Exercise: All records below must be retyped exactly.

--

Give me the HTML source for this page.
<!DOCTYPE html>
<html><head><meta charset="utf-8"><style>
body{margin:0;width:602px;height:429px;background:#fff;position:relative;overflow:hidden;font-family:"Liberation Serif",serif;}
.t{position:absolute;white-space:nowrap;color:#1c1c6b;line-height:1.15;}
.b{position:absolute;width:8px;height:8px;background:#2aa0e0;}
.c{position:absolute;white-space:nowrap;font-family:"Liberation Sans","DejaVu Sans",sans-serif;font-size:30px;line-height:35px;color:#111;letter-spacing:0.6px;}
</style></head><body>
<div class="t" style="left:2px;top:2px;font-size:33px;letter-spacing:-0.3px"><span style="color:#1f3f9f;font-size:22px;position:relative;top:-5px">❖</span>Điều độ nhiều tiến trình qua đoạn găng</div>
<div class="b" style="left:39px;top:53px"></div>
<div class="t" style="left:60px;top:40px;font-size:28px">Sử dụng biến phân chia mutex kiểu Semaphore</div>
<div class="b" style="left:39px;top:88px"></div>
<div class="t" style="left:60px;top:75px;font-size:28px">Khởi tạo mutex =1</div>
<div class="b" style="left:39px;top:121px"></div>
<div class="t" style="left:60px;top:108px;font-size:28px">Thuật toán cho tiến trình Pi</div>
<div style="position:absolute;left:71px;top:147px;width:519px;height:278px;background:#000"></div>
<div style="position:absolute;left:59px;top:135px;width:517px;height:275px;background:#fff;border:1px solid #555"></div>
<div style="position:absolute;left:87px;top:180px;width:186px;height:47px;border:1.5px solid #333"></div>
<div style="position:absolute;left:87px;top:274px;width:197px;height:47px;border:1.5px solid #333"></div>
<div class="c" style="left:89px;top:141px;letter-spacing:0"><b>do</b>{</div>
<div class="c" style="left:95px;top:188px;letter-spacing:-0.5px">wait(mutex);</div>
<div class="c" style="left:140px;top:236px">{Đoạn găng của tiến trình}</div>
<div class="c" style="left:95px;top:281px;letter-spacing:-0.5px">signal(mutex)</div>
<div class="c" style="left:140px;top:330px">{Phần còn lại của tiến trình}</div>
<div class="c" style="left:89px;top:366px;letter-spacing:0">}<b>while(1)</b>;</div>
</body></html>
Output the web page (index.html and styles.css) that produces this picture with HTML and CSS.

--

Solved problem:
Give me the HTML source for this page.
<!DOCTYPE html>
<html><head><meta charset="utf-8"><style>
body{margin:0;width:602px;height:429px;background:#fff;position:relative;overflow:hidden;font-family:"Liberation Serif",serif;}
.t{position:absolute;white-space:nowrap;color:#1c1c6b;line-height:1.15;}
.b{position:absolute;width:8px;height:8px;background:#2aa0e0;}
.c{position:absolute;white-space:nowrap;font-family:"Liberation Sans","DejaVu Sans",sans-serif;font-size:30px;line-height:35px;color:#111;letter-spacing:0.6px;}
</style></head><body>
<div class="t" style="left:2px;top:2px;font-size:33px;letter-spacing:-0.3px"><span style="color:#1f3f9f;font-size:22px;position:relative;top:-5px">❖</span>Điều độ nhiều tiến trình qua đoạn găng</div>
<div class="b" style="left:39px;top:53px"></div>
<div class="t" style="left:60px;top:40px;font-size:28px">Sử dụng biến phân chia mutex kiểu Semaphore</div>
<div class="b" style="left:39px;top:88px"></div>
<div class="t" style="left:60px;top:75px;font-size:28px">Khởi tạo mutex =1</div>
<div class="b" style="left:39px;top:121px"></div>
<div class="t" style="left:60px;top:108px;font-size:28px">Thuật toán cho tiến trình Pi</div>
<div style="position:absolute;left:71px;top:147px;width:519px;height:278px;background:#000"></div>
<div style="position:absolute;left:59px;top:135px;width:517px;height:275px;background:#fff;border:1px solid #555"></div>
<div style="position:absolute;left:87px;top:180px;width:186px;height:47px;border:1.5px solid #333"></div>
<div style="position:absolute;left:87px;top:274px;width:197px;height:47px;border:1.5px solid #333"></div>
<div class="c" style="left:89px;top:141px;letter-spacing:0"><b>do</b>{</div>
<div class="c" style="left:95px;top:188px;letter-spacing:-0.5px">wait(mutex);</div>
<div class="c" style="left:140px;top:236px">{Đoạn găng của tiến trình}</div>
<div class="c" style="left:95px;top:281px;letter-spacing:-0.5px">signal(mutex)</div>
<div class="c" style="left:140px;top:330px">{Phần còn lại của tiến trình}</div>
<div class="c" style="left:89px;top:366px;letter-spacing:0">}<b>while(1)</b>;</div>
</body></html>
Output the web page (index.html and styles.css) that produces this picture with HTML and CSS.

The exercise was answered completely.